Instruction
Filter the records for lines holding the string "this".

***** Records *****

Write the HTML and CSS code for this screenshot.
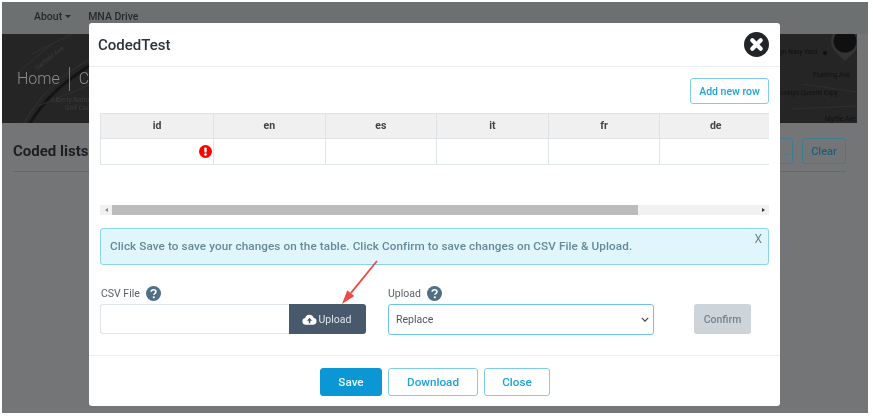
FILE: index.html
```html
<!DOCTYPE html>
<html lang="en">
<head>
<meta charset="utf-8">
<title>CodedTest</title>
<link rel="stylesheet" href="styles.css">
</head>
<body>
<div class="screen">
  <div class="page">
    <nav class="nav">
      <span class="nav-item">About<i class="caret"></i></span>
      <span class="nav-item">MNA Drive</span>
    </nav>
    <header class="hero">
      <svg class="map-lines" viewBox="0 0 855 89" preserveAspectRatio="none" aria-hidden="true">
        <path d="M28 89C45 62 62 48 90 30" fill="none" stroke="#141414" stroke-width="3"/>
        <path d="M22 89C40 58 58 42 90 24" fill="none" stroke="#333" stroke-width="1"/>
        <path d="M30 20L70 0M36 72L90 50M14 40L50 10" fill="none" stroke="#303030" stroke-width="1"/>
        <path d="M800 50L855 58M790 75L855 72" fill="none" stroke="#2f2f2f" stroke-width="1"/>
        <path d="M829 7a14 14 0 1 1 28 0c0 9-7 13-14 20c-7-7-14-11-14-20z" fill="#333"/>
        <circle cx="843" cy="7" r="11.500" fill="#101010"/>
        <circle cx="823" cy="19" r="2" fill="#111"/>
      </svg>
      <span class="map-label map-a">yn Navy Yard</span>
      <span class="map-label map-b">Flushing Ave</span>
      <span class="map-label map-c">ooklyn Queens Expy</span>
      <span class="map-label map-d">Myrtle Ave</span>
      <span class="map-label map-e">Liberty National</span>
      <span class="map-label map-f">Golf Course</span>
      <span class="map-label map-g">Garfield Ave</span>
      <span class="crumb">Home</span><span class="crumb-sep"></span><span class="crumb">C</span>
    </header>
    <section class="list-head">
      <h2 class="list-title">Coded lists</h2>
      <div class="list-actions">
        <span class="ghost ghost-clipped">…</span>
        <span class="ghost">Clear</span>
      </div>
    </section>
  </div>

  <div class="modal">
    <div class="modal-header">
      <h1 class="modal-title">CodedTest</h1>
      <button class="close-round" aria-label="Close">
        <svg viewBox="0 0 26 26" width="25" height="25" aria-hidden="true">
          <circle cx="13" cy="13" r="13" fill="#212529"/>
          <path d="M8.600 8.600L17.400 17.400M17.400 8.600L8.600 17.400" stroke="#fff" stroke-width="4.400" stroke-linecap="round"/>
        </svg>
      </button>
    </div>
    <div class="modal-body">
      <div class="add-row"><button class="btn btn-outline btn-small">Add new row</button></div>
      <div class="grid-clip">
        <table class="grid">
          <thead>
            <tr><th class="col-id">id</th><th>en</th><th>es</th><th>it</th><th>fr</th><th>de</th></tr>
          </thead>
          <tbody>
            <tr>
              <td class="cell-error">
                <svg class="err" viewBox="0 0 14 14" width="13" height="13" aria-hidden="true">
                  <circle cx="7" cy="7" r="7" fill="#f00"/>
                  <rect x="5.700" y="2.600" width="2.600" height="5.600" rx="1" fill="#fff"/>
                  <circle cx="7" cy="10.300" r="1.400" fill="#fff"/>
                </svg>
              </td>
              <td></td><td></td><td></td><td></td><td></td>
            </tr>
          </tbody>
        </table>
      </div>
      <div class="hscroll">
        <span class="arrow arrow-left"></span>
        <div class="thumb"></div>
        <span class="arrow arrow-right"></span>
      </div>
      <div class="alert">
        <span>Click Save to save your changes on the table. Click Confirm to save changes on CSV File &amp; Upload.</span>
        <span class="alert-x">X</span>
      </div>
      <div class="form-row">
        <div class="field field-file">
          <label class="label">CSV File
            <svg class="help" viewBox="0 0 16 16" width="15" height="15" aria-hidden="true">
              <circle cx="8" cy="8" r="8" fill="#4f6f82"/>
              <path d="M5.500 6.200C5.600 4.700 6.600 4 8 4c1.500 0 2.600.8 2.600 2.100 0 1-.6 1.500-1.300 2-.6.400-.9.700-.9 1.300" fill="none" stroke="#fff" stroke-width="1.800"/>
              <circle cx="8.300" cy="12" r="1.200" fill="#fff"/>
            </svg>
          </label>
          <div class="file-group">
            <div class="file-input"></div>
            <div class="file-btn">
              <svg viewBox="0 0 20 14" width="15" height="11" aria-hidden="true">
                <path d="M5 14a4.500 4.500 0 0 1-.9-8.900A6 6 0 0 1 15.500 4.600 4.800 4.800 0 0 1 15.500 14z" fill="#fff"/>
                <path d="M10 4.800L6.600 8.500H9V12h2V8.500h2.400z" fill="#47596a"/>
              </svg>
              <span>Upload</span>
            </div>
          </div>
        </div>
        <div class="field field-mode">
          <label class="label">Upload
            <svg class="help" viewBox="0 0 16 16" width="15" height="15" aria-hidden="true">
              <circle cx="8" cy="8" r="8" fill="#4f6f82"/>
              <path d="M5.500 6.200C5.600 4.700 6.600 4 8 4c1.500 0 2.600.8 2.600 2.100 0 1-.6 1.500-1.300 2-.6.400-.9.700-.9 1.300" fill="none" stroke="#fff" stroke-width="1.800"/>
              <circle cx="8.300" cy="12" r="1.200" fill="#fff"/>
            </svg>
          </label>
          <div class="select">
            <span>Replace</span>
            <svg viewBox="0 0 10 6" width="8" height="5" aria-hidden="true"><path d="M1 1l4 4 4-4" fill="none" stroke="#444" stroke-width="1.500"/></svg>
          </div>
        </div>
        <button class="btn-confirm">Confirm</button>
      </div>
    </div>
    <div class="modal-footer">
      <button class="btn btn-primary">Save</button>
      <button class="btn btn-outline btn-download">Download</button>
      <button class="btn btn-outline btn-close">Close</button>
    </div>
    <svg class="arrow-note" viewBox="0 0 60 60" width="60" height="60" aria-hidden="true">
      <path d="M39 5L12.800 37.100" stroke="#ee4a46" stroke-width="1.800" fill="none"/>
      <path d="M4 48L9.300 34.300L16.300 39.900z" fill="#ee4a46"/>
    </svg>
  </div>
</div>
</body>
</html>
```
FILE: styles.css
```css
* { box-sizing: border-box; }
html, body { margin: 0; padding: 0; background: #fff; }
body { width: 873px; height: 416px; overflow: hidden; font-family: Roboto, "Liberation Sans", sans-serif; }
.screen { position: relative; width: 873px; height: 416px; padding: 2px 5px 3px 2px; filter: blur(.35px); }
.page { height: 100%; background: #747577; padding-right: 11px; }
.nav { height: 32px; margin-right: -11px; background: #6d7070; display: flex; align-items: center; padding: 0 0 3px 32px; gap: 17px; }
.nav-item { font-size: 10.500px; font-weight: 500; color: #262a2c; display: inline-flex; align-items: center; }
.caret { display: inline-block; margin-left: 3px; border-top: 3px solid #262a2c; border-left: 3px solid transparent; border-right: 3px solid transparent; }
.hero { position: relative; height: 89px; background: #252525; display: flex; align-items: center; padding: 0 0 0 15px; overflow: hidden; }
.map-lines { position: absolute; inset: 0; width: 100%; height: 100%; }
.crumb { position: relative; font-size: 16px; font-weight: 300; color: #8d8d8d; }
.crumb-sep { position: relative; width: 1px; height: 24px; margin: 0 9px; background: #7b7b7b; }
.map-label { position: absolute; font-size: 6.500px; line-height: 8px; color: #121212; white-space: nowrap; }
.map-a { left: 778px; top: 14px; }
.map-b { left: 811px; top: 37px; }
.map-c { left: 778px; top: 55px; }
.map-d { left: 823px; top: 81px; }
.map-e { left: 50px; top: 62px; color: #3c3c3c; }
.map-f { left: 63px; top: 70px; color: #3c3c3c; }
.map-g { left: 30px; top: 20px; color: #3c3c3c; transform: rotate(-38deg); }
.list-head { margin: 0 11px; height: 49px; border-bottom: 1px solid #66696b; display: flex; align-items: flex-start; justify-content: space-between; padding-top: 15px; }
.list-title { margin: 0; padding-top: 4px; font-size: 15px; font-weight: 700; line-height: 18px; color: #1c1f21; }
.list-actions { display: flex; gap: 9px; }
.ghost { display: flex; align-items: center; justify-content: center; width: 44px; height: 26px; border: 1px solid #3f7c92; border-radius: 3px; font-size: 11px; font-weight: 500; color: #1f6079; }
.ghost-clipped { color: #3f7c92; justify-content: flex-end; padding-right: 2px; }

.modal { position: absolute; left: 89px; top: 23px; width: 691px; height: 383px; background: #fff; border-radius: 3px; display: flex; flex-direction: column; }
.modal-header { flex: none; height: 44px; display: flex; align-items: center; justify-content: space-between; padding: 0 11px 0 9px; border-bottom: 1px solid #eceff1; }
.modal-title { margin: 0; font-size: 15px; font-weight: 500; color: #2b3238; }
.close-round { display: flex; padding: 0; margin: 0; background: none; border: 0; }
.modal-body { flex: 1; padding: 11px 11px 0 11px; }
.add-row { display: flex; justify-content: flex-end; height: 35px; }
.btn { font-family: inherit; font-weight: 500; border-radius: 3px; background: #fff; padding: 0; }
.btn-outline { border: 1px solid #7fcdec; color: #1ba3dd; }
.btn-small { width: 79px; height: 26px; font-size: 10.500px; }
.grid-clip { width: 669px; overflow: hidden; }
.grid { width: 672px; border-collapse: collapse; table-layout: fixed; }
.grid .col-id { width: 113px; }
.grid th { height: 25px; padding: 0 0 2px; background: #f0f0f0; border: 1px solid #dde3e6; font-size: 10.500px; font-weight: 700; color: #444; text-align: center; }
.grid td { height: 26px; padding: 0 1px 0 0; background: #fff; border: 1px solid #dfe6ea; border-top: 0; }
.err { display: block; margin-left: auto; }
.hscroll { display: flex; align-items: center; height: 10px; margin-top: 40px; background: #f1f1f1; }
.thumb { width: 526px; height: 10px; background: #bcbcbc; }
.arrow { flex: none; width: 12px; height: 10px; display: flex; align-items: center; justify-content: center; }
.arrow::after { content: ""; border-top: 2px solid transparent; border-bottom: 2px solid transparent; }
.arrow-left::after { border-right: 3px solid #888; }
.arrow-right { margin-left: auto; }
.arrow-right::after { border-left: 3px solid #333; }
.alert { display: flex; justify-content: space-between; height: 37px; margin-top: 13px; padding: 0 6px 0 9px; background: #e0f5fc; border: 1px solid #8ad6ea; border-radius: 3px; font-size: 11.700px; font-weight: 500; letter-spacing: .1px; line-height: 35px; color: #648a99; }
.alert-x { font-size: 12px; font-weight: 400; line-height: 20px; }
.form-row { display: flex; align-items: flex-end; margin-top: 18px; }
.field { display: flex; flex-direction: column; }
.field-file { width: 266px; }
.field-mode { width: 266px; margin-left: 22px; }
.label { display: flex; align-items: center; gap: 6px; height: 21px; padding-left: 1px; font-size: 10.500px; color: #5a6268; }
.field-mode .label { padding-left: 0; }
.help { flex: none; margin-top: -1px; }
.file-group { display: flex; height: 30px; }
.file-input { flex: 1; border: 1px solid #dfe5e8; border-right: 0; border-radius: 3px 0 0 3px; }
.file-btn { flex: none; width: 77px; display: flex; align-items: center; justify-content: center; gap: 2px; padding-right: 2px; background: #47596a; border-radius: 0 3px 3px 0; font-size: 10.500px; color: #dfe6ea; }
.select { display: flex; align-items: center; justify-content: space-between; height: 31px; margin-bottom: -1px; padding: 0 4px 0 7px; border: 1px solid #6ec2e6; border-radius: 3px; font-size: 10.500px; color: #50585e; }
.btn-confirm { width: 57px; height: 30px; margin-left: 40px; padding: 0; border: 0; border-radius: 3px; background: #cdd4da; font-family: inherit; font-size: 10.500px; font-weight: 500; color: #74858f; }
.modal-footer { flex: none; height: 51px; display: flex; justify-content: center; align-items: flex-start; gap: 6px; padding: 12px 0 0 1px; border-top: 1px solid #eceff1; }
.modal-footer .btn { height: 28px; font-size: 11.700px; }
.btn-primary { width: 62px; border: 1px solid #0a97d4; background: #0a97d4; color: #e9f7fd; }
.btn-download { width: 90px; }
.btn-close { width: 66px; }
.arrow-note { position: absolute; left: 249px; top: 233px; }
```
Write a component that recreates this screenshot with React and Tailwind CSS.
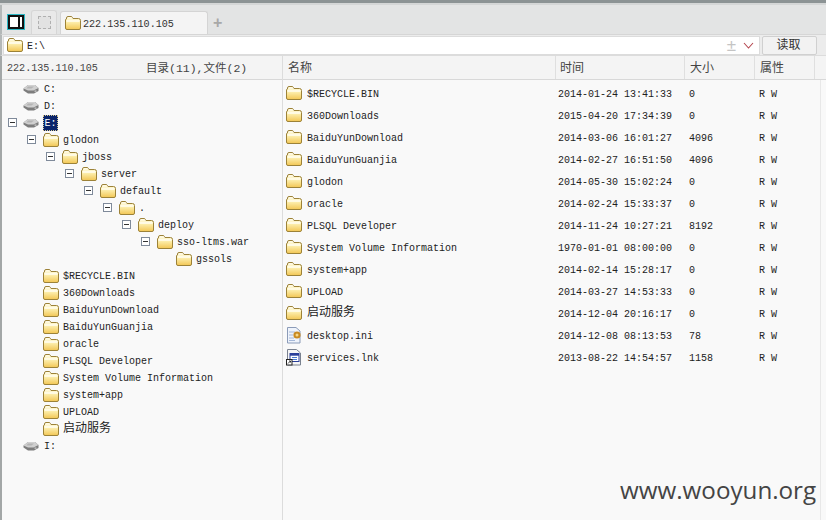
const MONO = "font-['Liberation_Mono','Noto_Sans_CJK_SC',monospace]";

function Folder({ className = "" }) {
  return (
    <svg width="16" height="14" viewBox="0 0 16 14" className={"shrink-0 " + className}>
      <defs>
        <linearGradient id="fg" x1="0" y1="0" x2="0" y2="1">
          <stop offset="0" stopColor="#fffdf0" />
          <stop offset="0.4" stopColor="#fdf0b0" />
          <stop offset="1" stopColor="#f2c654" />
        </linearGradient>
      </defs>
      <path d="M1.5 3 V2 Q1.5 .5 3 .5 H6 Q7 .5 7.5 1.5 L8 2.5 H13.5 Q15.5 2.5 15.5 4.5 V12 Q15.5 13.5 14 13.5 H2 Q.5 13.5 .5 12 V4 Q.5 3 1.5 3 Z" fill="url(#fg)" stroke="#9c8238" strokeWidth="1" />
      <path d="M1.5 5 H14.5" stroke="#fffef6" strokeWidth="1.4" />
    </svg>
  );
}

function Disk({ className = "" }) {
  return (
    <svg width="16" height="10" viewBox="0 0 16 10" className={"shrink-0 " + className}>
      <path d="M.5 4.5 L5 1 H12 L15.5 4 V7 L11 9.5 H5 L.5 6.5 Z" fill="#7d7d7d" />
      <path d="M.5 4.5 L5 1 H12 L15.5 4 L10.5 6.5 H5 Z" fill="#d0d0d0" />
      <path d="M5 2.5 H11 L8.5 4.5 H3.5 Z" fill="#b4b4b4" />
      <rect x="11.5" y="6.6" width="2" height="1" fill="#e5e5e5" />
    </svg>
  );
}

function IniIcon() {
  return (
    <svg width="16" height="17" viewBox="0 0 16 17" className="shrink-0">
      <path d="M1.5 .5 H10 L14 4 V16 H1.5 Z" fill="#eef3fb" stroke="#8b9bb8" />
      <path d="M3 5 H9 M3 8 H7 M3 11 H8 M3 13.5 H9" stroke="#a5b8d8" />
      <circle cx="11" cy="8" r="3.6" fill="#c98a22" />
      <circle cx="11" cy="8" r="1.5" fill="#f5d88a" />
    </svg>
  );
}

function LnkIcon() {
  return (
    <svg width="16" height="17" viewBox="0 0 16 17" className="shrink-0">
      <path d="M1.5 .5 H10.5 L14.5 4 V16 H1.5 Z" fill="#f6f6f6" stroke="#7a8290" />
      <rect x="4" y="4.5" width="9" height="8" fill="#ffffff" stroke="#2a3f9a" />
      <rect x="4" y="4.5" width="9" height="2.2" fill="#2a3f9a" />
      <path d="M6 8.5 H11 M6 10.5 H11" stroke="#4a7ad0" />
      <rect x=".5" y="10.5" width="5.5" height="5.5" fill="#fff" stroke="#222" />
      <path d="M2 14.5 L4.3 12.2 M3 12 H4.5 V13.5" stroke="#222" fill="none" strokeWidth=".9" />
    </svg>
  );
}

function Box() {
  return (
    <span className="flex w-[9px] h-[9px] shrink-0 items-center justify-center border border-[#7f8a9a] bg-white">
      <span className="block w-[5px] h-px bg-[#333]" />
    </span>
  );
}

const LEVEL = [
  "pl-[6px]", "pl-[25px]", "pl-[44px]", "pl-[63px]", "pl-[82px]",
  "pl-[101px]", "pl-[120px]", "pl-[139px]", "pl-[158px]",
];

const tree = [
  { l: 0, k: "disk", t: "C:" },
  { l: 0, k: "disk", t: "D:" },
  { l: 0, k: "disk", t: "E:", box: true, sel: true },
  { l: 1, k: "f", t: "glodon", box: true },
  { l: 2, k: "f", t: "jboss", box: true },
  { l: 3, k: "f", t: "server", box: true },
  { l: 4, k: "f", t: "default", box: true },
  { l: 5, k: "f", t: ".", box: true },
  { l: 6, k: "f", t: "deploy", box: true },
  { l: 7, k: "f", t: "sso-ltms.war", box: true },
  { l: 8, k: "f", t: "gssols" },
  { l: 1, k: "f", t: "$RECYCLE.BIN" },
  { l: 1, k: "f", t: "360Downloads" },
  { l: 1, k: "f", t: "BaiduYunDownload" },
  { l: 1, k: "f", t: "BaiduYunGuanjia" },
  { l: 1, k: "f", t: "oracle" },
  { l: 1, k: "f", t: "PLSQL Developer" },
  { l: 1, k: "f", t: "System Volume Information" },
  { l: 1, k: "f", t: "system+app" },
  { l: 1, k: "f", t: "UPLOAD" },
  { l: 1, k: "f", t: "启动服务", cjk: true },
  { l: 0, k: "disk", t: "I:" },
];

const files = [
  ["f", "$RECYCLE.BIN", "2014-01-24 13:41:33", "0"],
  ["f", "360Downloads", "2015-04-20 17:34:39", "0"],
  ["f", "BaiduYunDownload", "2014-03-06 16:01:27", "4096"],
  ["f", "BaiduYunGuanjia", "2014-02-27 16:51:50", "4096"],
  ["f", "glodon", "2014-05-30 15:02:24", "0"],
  ["f", "oracle", "2014-02-24 15:33:37", "0"],
  ["f", "PLSQL Developer", "2014-11-24 10:27:21", "8192"],
  ["f", "System Volume Information", "1970-01-01 08:00:00", "0"],
  ["f", "system+app", "2014-02-14 15:28:17", "0"],
  ["f", "UPLOAD", "2014-03-27 14:53:33", "0"],
  ["f", "启动服务", "2014-12-04 20:16:17", "0", true],
  ["ini", "desktop.ini", "2014-12-08 08:13:53", "78"],
  ["lnk", "services.lnk", "2013-08-22 14:54:57", "1158"],
];

function TreeRow({ r }) {
  return (
    <div className={"flex h-[17px] items-center " + LEVEL[r.l]}>
      {r.box ? <Box /> : <span className="w-[9px] shrink-0" />}
      {r.k === "disk" ? <Disk className="ml-[6px]" /> : <Folder className="ml-[7px]" />}
      {r.sel ? (
        <span className="ml-[4px] flex h-[16px] w-[15px] items-center justify-center bg-[#0a246a] pt-px text-white outline-1 outline-dotted -outline-offset-1 outline-[#d8c890]">
          {r.t}
        </span>
      ) : (
        <span
          className={
            "whitespace-pre " +
            (r.k === "disk" ? "ml-[5px] pt-px " : "ml-[4px] ") +
            (r.cjk ? "text-[12px]" : "pt-px")
          }
        >
          {r.t}
        </span>
      )}
    </div>
  );
}

function FileRow({ f }) {
  return (
    <div className="flex h-[22px] items-center">
      <span className="flex w-[24px] shrink-0 pl-[3px]">
        {f[0] === "f" ? <Folder /> : f[0] === "ini" ? <IniIcon /> : <LnkIcon />}
      </span>
      <span className={"w-[251px] shrink-0 whitespace-pre " + (f[4] ? "text-[12px]" : "pt-[2px]")}>{f[1]}</span>
      <span className="w-[131px] shrink-0 whitespace-pre pt-[2px]">{f[2]}</span>
      <span className="w-[70px] shrink-0 pt-[2px]">{f[3]}</span>
      <span className="whitespace-pre pt-[2px]">R W</span>
    </div>
  );
}

export default function App() {
  return (
    <div className={"relative flex h-[520px] w-[826px] flex-col overflow-hidden bg-[#f9f9f9] text-[10px] text-[#222] " + MONO}>
      {/* window top edge */}
      <div className="h-[3px] shrink-0 bg-[#8c9394]" />
      <div className="flex h-[2px] shrink-0 bg-[#d4d6d6]" />

      {/* tab bar */}
      <div className="flex h-[30px] shrink-0 items-end border-b border-l-[2px] border-b-[#d6d6d6] border-l-[#b4b8b8] bg-[#e3e4e4] pl-[5px]">
        <div className="mb-[4px] flex h-[16px] w-[18px] items-stretch border border-[#2bb7c4]">
          <div className="flex flex-1 justify-end border-2 border-[#111] bg-white pr-[2px]">
            <span className="w-[2px] bg-[#111]" />
          </div>
        </div>
        <div className="ml-[6px] flex h-[24px] w-[26px] items-center justify-center rounded-t-[3px] border border-b-0 border-[#d6d6d6] bg-[#e9e9e9]">
          <span className="block h-[13px] w-[13px] border border-dashed border-[#b0b0b0] bg-[#e2e2e2]" />
        </div>
        <div className="ml-[3px] flex h-[23px] w-[148px] items-center rounded-t-[3px] border border-b-0 border-[#d4d4d4] bg-[#f4f4f4] pl-[4px] text-[10.1px]">
          <Folder />
          <span className="ml-[2px] pt-[3px] text-[#333]">222.135.110.105</span>
        </div>
        <span className="mb-[3px] ml-[5px] font-['Liberation_Sans',sans-serif] text-[16px] font-bold leading-none text-[#a8a8a8]">+</span>
      </div>

      {/* address bar */}
      <div className="flex h-[21px] shrink-0 items-center border-b border-l-[2px] border-b-[#dcdcdc] border-l-[#b4b8b8] bg-[#ececec] pl-px">
        <div className="flex h-[19px] w-[757px] items-center border border-[#dcdcdc] bg-white pl-[3px]">
          <Folder />
          <span className="ml-[4px] pt-[2px]">E:\</span>
          <span className="ml-auto font-['Liberation_Sans',sans-serif] text-[17px] leading-none text-[#c4c4c4]">±</span>
          <svg width="11" height="7" viewBox="0 0 11 7" className="ml-[7px] mr-[5px]">
            <path d="M1 1 L5.5 6 L10 1" fill="none" stroke="#b5474f" strokeWidth="1.1" />
          </svg>
        </div>
        <div className="ml-[2px] flex h-[19px] w-[55px] items-center justify-center rounded-[2px] border border-[#d0d0d0] bg-[#f2f2f2] pr-[2px] pt-[2px] text-[12px] text-[#333]">
          读取
        </div>
      </div>

      {/* panes */}
      <div className="flex min-h-0 flex-1 border-l-[2px] border-[#a3a7a7]">
        <div className="flex w-[281px] shrink-0 flex-col border-r border-[#dcdcdc]">
          <div className="flex h-[24px] shrink-0 items-center border-b border-[#d8d8d8] bg-[#f4f4f4] pl-[5px] pt-[2px] text-[#444]">
            <span className="w-[139px] text-[10.1px]">222.135.110.105</span>
            <span className="text-[11.5px]">目录(11),文件(2)</span>
          </div>
          <div>
            {tree.map((r, i) => (
              <TreeRow key={i} r={r} />
            ))}
          </div>
        </div>
        <div className="flex min-w-0 flex-1 flex-col">
          <div className="flex h-[24px] shrink-0 items-center border-b border-[#d8d8d8] bg-[#f4f4f4] text-[12px] text-[#444]">
            <span className="h-full w-[273px] shrink-0 border-r border-[#dfdfdf] pl-[5px] leading-[26px]">名称</span>
            <span className="h-full w-[129px] shrink-0 border-r border-[#dfdfdf] pl-[4px] leading-[26px]">时间</span>
            <span className="h-full w-[70px] shrink-0 border-r border-[#dfdfdf] pl-[5px] leading-[26px]">大小</span>
            <span className="h-full w-[60px] shrink-0 border-r border-[#dfdfdf] pl-[5px] leading-[26px]">属性</span>
          </div>
          <div className="pt-[2px]">
            {files.map((f, i) => (
              <FileRow key={i} f={f} />
            ))}
          </div>
        </div>
      </div>

      {/* watermark */}
      <span className="absolute left-[620px] top-[475px] font-['Open_Sans',sans-serif] text-[24.2px] leading-[30px] text-[#444]">
        www.wooyun.org
      </span>
      <span className="absolute bottom-0 right-[5px] top-[80px] w-px bg-[#e8e8e8]" />
    </div>
  );
}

*****

Reply
Write the HTML and CSS code for this screenshot.
Write a component that recreates this screenshot with React and Tailwind CSS.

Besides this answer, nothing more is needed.